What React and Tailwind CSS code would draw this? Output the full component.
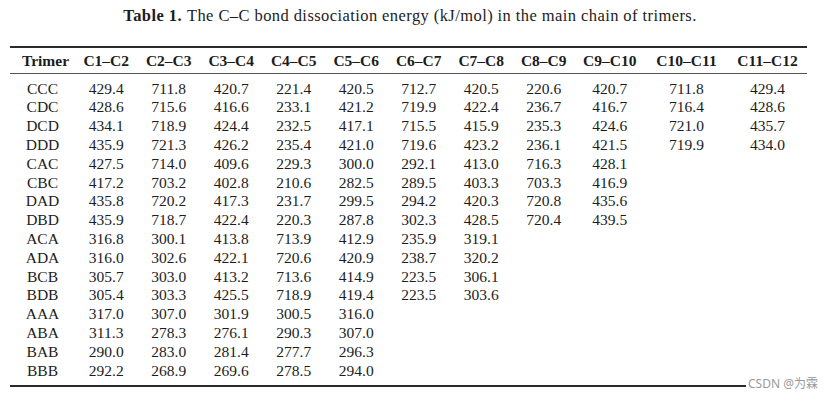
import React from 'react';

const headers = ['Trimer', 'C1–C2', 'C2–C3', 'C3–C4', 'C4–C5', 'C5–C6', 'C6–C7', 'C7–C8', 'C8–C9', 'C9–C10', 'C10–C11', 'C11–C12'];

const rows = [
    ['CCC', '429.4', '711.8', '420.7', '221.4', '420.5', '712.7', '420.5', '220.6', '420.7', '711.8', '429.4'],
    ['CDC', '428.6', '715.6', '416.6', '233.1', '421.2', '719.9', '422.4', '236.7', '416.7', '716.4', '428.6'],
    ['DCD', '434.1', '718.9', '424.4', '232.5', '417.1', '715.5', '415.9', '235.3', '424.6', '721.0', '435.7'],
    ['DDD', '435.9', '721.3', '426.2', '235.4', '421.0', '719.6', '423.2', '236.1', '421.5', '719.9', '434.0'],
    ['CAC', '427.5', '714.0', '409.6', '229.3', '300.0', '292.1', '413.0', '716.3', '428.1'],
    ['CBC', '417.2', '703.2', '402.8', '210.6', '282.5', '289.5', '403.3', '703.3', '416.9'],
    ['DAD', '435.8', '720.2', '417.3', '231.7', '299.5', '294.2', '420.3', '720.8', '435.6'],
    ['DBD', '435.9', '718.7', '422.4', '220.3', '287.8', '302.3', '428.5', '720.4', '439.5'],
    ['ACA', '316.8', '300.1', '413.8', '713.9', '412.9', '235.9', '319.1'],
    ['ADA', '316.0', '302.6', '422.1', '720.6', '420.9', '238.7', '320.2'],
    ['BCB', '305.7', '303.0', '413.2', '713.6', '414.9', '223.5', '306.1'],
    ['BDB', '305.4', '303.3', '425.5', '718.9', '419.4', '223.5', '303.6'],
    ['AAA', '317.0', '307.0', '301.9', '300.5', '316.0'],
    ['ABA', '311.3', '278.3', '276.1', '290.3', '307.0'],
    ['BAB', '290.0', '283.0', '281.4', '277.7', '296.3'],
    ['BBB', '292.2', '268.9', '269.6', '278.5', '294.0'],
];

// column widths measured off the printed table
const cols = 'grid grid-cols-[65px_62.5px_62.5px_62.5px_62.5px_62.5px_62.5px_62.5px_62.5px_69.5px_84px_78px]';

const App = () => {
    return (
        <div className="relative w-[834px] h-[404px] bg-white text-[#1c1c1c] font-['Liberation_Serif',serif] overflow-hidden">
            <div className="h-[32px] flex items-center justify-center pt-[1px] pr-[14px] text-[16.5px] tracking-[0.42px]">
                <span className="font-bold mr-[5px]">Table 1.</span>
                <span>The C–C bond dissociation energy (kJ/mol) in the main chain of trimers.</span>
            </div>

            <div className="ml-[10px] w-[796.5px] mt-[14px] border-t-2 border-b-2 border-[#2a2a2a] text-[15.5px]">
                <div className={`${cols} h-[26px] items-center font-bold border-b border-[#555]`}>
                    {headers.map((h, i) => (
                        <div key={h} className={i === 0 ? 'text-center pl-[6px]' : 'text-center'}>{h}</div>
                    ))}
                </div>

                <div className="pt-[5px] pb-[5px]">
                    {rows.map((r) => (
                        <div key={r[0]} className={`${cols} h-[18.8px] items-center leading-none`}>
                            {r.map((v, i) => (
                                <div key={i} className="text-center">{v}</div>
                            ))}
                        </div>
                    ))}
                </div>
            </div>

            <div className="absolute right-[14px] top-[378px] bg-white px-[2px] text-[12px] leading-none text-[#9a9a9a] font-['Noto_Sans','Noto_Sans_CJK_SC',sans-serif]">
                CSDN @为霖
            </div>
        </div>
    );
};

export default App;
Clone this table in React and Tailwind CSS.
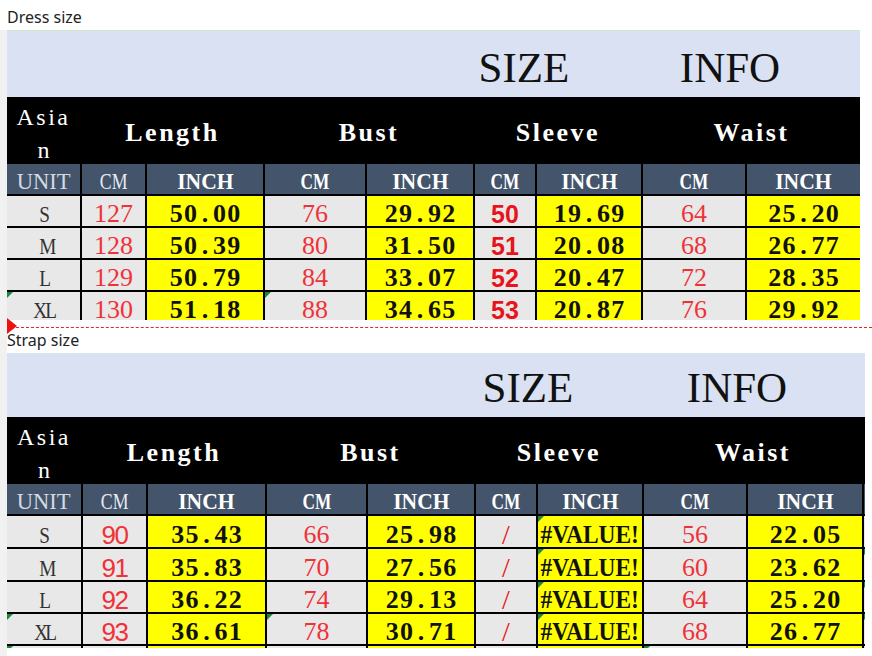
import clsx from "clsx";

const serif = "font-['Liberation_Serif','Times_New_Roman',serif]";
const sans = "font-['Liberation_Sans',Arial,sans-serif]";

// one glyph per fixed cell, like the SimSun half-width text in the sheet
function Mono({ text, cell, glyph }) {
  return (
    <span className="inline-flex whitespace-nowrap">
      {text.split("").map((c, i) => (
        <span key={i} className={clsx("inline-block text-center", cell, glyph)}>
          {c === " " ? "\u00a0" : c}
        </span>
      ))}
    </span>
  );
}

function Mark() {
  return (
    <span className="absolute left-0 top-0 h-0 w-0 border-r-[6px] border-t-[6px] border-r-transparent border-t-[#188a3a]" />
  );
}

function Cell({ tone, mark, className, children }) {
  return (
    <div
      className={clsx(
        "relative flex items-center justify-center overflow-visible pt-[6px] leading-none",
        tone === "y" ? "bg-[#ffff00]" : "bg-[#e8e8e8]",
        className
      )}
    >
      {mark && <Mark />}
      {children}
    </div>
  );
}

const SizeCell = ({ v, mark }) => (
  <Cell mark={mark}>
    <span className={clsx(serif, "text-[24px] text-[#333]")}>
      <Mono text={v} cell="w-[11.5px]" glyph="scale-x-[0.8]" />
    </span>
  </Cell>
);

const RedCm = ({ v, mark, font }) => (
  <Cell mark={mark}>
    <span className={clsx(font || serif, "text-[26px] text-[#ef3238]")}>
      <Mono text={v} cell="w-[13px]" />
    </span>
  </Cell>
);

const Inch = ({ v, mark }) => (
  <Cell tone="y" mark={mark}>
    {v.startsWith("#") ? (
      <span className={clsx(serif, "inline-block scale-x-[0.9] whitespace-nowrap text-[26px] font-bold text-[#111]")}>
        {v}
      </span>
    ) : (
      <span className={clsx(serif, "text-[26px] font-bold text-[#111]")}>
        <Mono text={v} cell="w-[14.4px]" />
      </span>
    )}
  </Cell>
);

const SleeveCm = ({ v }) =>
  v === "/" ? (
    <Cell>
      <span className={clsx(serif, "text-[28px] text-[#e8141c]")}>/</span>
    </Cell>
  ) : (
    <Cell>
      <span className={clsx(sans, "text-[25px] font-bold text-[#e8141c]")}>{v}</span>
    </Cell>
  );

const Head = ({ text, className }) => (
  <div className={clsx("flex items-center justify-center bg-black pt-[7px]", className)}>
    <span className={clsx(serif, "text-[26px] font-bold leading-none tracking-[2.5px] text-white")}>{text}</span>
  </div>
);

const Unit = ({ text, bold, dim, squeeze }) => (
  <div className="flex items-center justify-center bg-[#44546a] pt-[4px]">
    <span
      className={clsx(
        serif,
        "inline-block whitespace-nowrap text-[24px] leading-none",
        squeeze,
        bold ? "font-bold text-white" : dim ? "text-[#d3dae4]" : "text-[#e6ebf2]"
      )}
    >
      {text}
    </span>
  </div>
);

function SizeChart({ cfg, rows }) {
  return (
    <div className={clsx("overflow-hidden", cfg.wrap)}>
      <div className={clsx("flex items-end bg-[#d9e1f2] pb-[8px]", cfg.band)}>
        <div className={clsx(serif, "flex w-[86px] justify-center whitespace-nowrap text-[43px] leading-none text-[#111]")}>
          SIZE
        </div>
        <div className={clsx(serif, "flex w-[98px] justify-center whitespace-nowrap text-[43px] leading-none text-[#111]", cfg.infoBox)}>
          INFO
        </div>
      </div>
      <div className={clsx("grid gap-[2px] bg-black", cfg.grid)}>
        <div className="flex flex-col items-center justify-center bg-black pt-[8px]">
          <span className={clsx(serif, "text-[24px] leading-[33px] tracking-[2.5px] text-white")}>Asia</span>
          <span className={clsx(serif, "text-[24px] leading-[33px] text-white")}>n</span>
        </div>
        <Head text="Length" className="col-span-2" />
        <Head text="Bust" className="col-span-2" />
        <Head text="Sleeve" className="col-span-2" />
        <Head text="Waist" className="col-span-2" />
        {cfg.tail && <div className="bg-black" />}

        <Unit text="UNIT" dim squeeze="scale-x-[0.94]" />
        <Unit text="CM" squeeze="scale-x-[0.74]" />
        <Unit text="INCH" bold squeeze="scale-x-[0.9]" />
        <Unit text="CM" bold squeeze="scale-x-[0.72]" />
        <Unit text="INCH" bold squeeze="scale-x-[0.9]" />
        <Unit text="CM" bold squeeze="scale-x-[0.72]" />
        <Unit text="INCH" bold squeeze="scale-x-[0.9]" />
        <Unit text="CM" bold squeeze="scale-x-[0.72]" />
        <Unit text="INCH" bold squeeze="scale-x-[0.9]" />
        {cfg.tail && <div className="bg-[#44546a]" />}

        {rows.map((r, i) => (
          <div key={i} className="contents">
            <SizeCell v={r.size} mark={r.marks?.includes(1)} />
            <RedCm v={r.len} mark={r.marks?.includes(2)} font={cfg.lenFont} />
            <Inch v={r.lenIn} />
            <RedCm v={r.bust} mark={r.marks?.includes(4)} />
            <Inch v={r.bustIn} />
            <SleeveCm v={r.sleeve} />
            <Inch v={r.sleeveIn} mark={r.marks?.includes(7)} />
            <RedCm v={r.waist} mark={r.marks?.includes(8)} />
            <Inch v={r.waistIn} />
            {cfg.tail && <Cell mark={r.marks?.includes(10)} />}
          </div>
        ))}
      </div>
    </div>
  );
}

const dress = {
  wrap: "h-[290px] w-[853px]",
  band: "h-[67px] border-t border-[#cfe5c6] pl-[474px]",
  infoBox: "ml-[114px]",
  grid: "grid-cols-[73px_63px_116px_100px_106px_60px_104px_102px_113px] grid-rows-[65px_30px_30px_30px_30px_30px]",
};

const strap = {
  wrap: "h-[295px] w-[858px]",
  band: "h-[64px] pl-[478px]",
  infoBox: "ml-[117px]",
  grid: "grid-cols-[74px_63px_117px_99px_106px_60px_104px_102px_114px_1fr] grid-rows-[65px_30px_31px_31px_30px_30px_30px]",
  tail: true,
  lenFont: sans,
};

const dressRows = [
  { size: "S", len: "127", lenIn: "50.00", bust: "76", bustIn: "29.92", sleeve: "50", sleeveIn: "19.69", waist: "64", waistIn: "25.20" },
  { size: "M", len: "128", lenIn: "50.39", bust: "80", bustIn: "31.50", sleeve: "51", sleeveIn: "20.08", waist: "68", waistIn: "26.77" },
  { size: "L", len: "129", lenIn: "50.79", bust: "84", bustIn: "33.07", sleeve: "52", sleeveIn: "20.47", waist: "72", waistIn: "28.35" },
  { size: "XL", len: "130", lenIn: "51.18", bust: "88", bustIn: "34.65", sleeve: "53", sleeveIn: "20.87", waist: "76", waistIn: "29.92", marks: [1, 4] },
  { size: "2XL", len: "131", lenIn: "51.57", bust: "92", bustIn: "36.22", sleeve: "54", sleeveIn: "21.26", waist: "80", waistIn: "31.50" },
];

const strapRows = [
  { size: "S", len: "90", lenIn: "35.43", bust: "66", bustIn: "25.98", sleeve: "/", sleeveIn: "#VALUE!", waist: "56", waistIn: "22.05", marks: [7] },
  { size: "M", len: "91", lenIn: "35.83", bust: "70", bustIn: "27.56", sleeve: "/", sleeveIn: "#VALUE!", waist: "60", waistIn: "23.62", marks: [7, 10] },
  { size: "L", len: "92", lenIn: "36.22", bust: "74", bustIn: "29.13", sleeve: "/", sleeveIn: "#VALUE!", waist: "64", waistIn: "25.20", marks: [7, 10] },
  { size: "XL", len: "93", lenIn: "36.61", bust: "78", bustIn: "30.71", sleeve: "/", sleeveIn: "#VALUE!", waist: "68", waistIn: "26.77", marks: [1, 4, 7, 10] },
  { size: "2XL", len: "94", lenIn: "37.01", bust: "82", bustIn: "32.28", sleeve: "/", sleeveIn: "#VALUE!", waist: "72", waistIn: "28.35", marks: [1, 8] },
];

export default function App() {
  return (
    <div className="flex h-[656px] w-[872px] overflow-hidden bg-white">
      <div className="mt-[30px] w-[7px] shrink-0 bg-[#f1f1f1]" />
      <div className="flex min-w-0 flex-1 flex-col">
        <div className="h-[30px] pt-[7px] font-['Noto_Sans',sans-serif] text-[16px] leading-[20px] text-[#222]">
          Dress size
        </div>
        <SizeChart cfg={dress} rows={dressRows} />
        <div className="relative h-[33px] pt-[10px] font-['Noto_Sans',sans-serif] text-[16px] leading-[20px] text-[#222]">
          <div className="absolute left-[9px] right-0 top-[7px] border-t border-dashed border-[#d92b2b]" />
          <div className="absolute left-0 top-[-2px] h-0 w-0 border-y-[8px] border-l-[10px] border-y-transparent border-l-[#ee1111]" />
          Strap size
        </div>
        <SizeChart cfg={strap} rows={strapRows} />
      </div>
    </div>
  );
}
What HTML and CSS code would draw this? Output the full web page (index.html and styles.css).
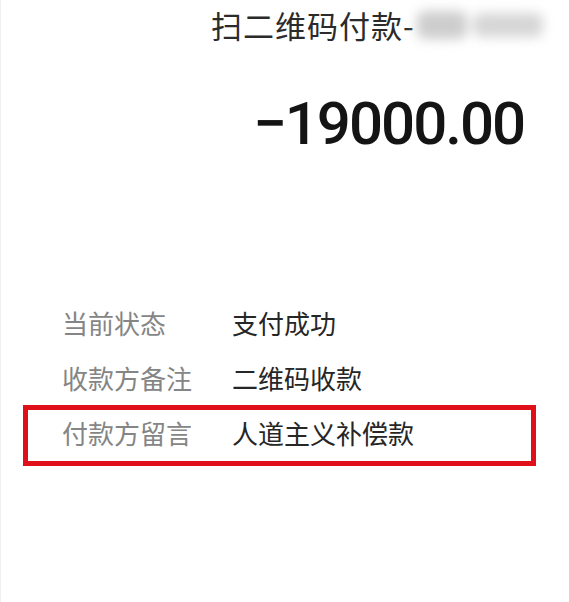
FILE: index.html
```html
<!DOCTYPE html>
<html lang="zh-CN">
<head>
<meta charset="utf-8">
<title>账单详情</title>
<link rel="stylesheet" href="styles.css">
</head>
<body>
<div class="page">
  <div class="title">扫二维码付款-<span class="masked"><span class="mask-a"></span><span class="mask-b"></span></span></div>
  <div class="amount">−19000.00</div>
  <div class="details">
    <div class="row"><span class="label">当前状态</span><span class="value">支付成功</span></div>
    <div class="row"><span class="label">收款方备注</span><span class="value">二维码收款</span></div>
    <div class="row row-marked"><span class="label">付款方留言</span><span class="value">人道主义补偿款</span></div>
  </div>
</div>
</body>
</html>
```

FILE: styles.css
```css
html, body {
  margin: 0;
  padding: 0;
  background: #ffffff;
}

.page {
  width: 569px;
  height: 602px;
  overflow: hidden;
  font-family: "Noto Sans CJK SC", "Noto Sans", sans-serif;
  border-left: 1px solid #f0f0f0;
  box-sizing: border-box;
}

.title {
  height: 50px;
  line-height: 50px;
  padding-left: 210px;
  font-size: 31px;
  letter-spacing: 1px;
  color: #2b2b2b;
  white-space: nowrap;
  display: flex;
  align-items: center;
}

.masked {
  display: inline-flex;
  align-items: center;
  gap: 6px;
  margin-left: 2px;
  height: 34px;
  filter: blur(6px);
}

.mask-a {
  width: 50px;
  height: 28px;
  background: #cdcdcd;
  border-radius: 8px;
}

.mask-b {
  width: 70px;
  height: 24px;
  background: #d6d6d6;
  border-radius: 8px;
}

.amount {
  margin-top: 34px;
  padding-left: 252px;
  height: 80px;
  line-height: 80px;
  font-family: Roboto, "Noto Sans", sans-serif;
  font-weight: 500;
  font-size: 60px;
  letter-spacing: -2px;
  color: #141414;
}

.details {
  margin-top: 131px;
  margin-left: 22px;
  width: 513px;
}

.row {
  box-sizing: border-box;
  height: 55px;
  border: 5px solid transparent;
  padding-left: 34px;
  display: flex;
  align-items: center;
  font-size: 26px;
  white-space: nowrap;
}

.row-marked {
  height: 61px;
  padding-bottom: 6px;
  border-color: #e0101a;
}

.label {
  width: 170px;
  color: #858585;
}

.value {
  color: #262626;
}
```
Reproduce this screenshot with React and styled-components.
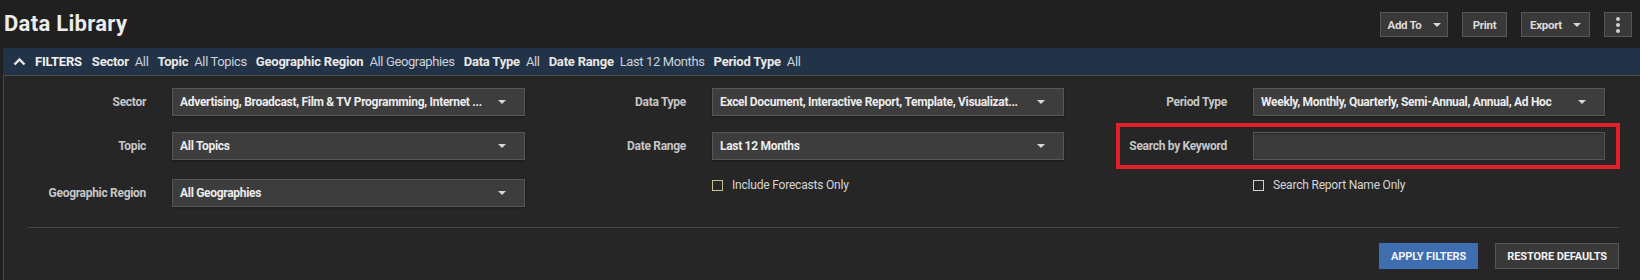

REQUIREMENTS: Begin with the first line of the records and repeat every line up to the one with "const cols = 'grid", counting that line too. Pictures are not part of the copy.

SOLUTION TO THE EXERCISE:
What React and Tailwind CSS code would draw this? Output the full component.
import React from 'react';

const headers = ['Trimer', 'C1–C2', 'C2–C3', 'C3–C4', 'C4–C5', 'C5–C6', 'C6–C7', 'C7–C8', 'C8–C9', 'C9–C10', 'C10–C11', 'C11–C12'];

const rows = [
    ['CCC', '429.4', '711.8', '420.7', '221.4', '420.5', '712.7', '420.5', '220.6', '420.7', '711.8', '429.4'],
    ['CDC', '428.6', '715.6', '416.6', '233.1', '421.2', '719.9', '422.4', '236.7', '416.7', '716.4', '428.6'],
    ['DCD', '434.1', '718.9', '424.4', '232.5', '417.1', '715.5', '415.9', '235.3', '424.6', '721.0', '435.7'],
    ['DDD', '435.9', '721.3', '426.2', '235.4', '421.0', '719.6', '423.2', '236.1', '421.5', '719.9', '434.0'],
    ['CAC', '427.5', '714.0', '409.6', '229.3', '300.0', '292.1', '413.0', '716.3', '428.1'],
    ['CBC', '417.2', '703.2', '402.8', '210.6', '282.5', '289.5', '403.3', '703.3', '416.9'],
    ['DAD', '435.8', '720.2', '417.3', '231.7', '299.5', '294.2', '420.3', '720.8', '435.6'],
    ['DBD', '435.9', '718.7', '422.4', '220.3', '287.8', '302.3', '428.5', '720.4', '439.5'],
    ['ACA', '316.8', '300.1', '413.8', '713.9', '412.9', '235.9', '319.1'],
    ['ADA', '316.0', '302.6', '422.1', '720.6', '420.9', '238.7', '320.2'],
    ['BCB', '305.7', '303.0', '413.2', '713.6', '414.9', '223.5', '306.1'],
    ['BDB', '305.4', '303.3', '425.5', '718.9', '419.4', '223.5', '303.6'],
    ['AAA', '317.0', '307.0', '301.9', '300.5', '316.0'],
    ['ABA', '311.3', '278.3', '276.1', '290.3', '307.0'],
    ['BAB', '290.0', '283.0', '281.4', '277.7', '296.3'],
    ['BBB', '292.2', '268.9', '269.6', '278.5', '294.0'],
];

// column widths measured off the printed table
const cols = 'grid grid-cols-[65px_62.5px_62.5px_62.5px_62.5px_62.5px_62.5px_62.5px_62.5px_69.5px_84px_78px]';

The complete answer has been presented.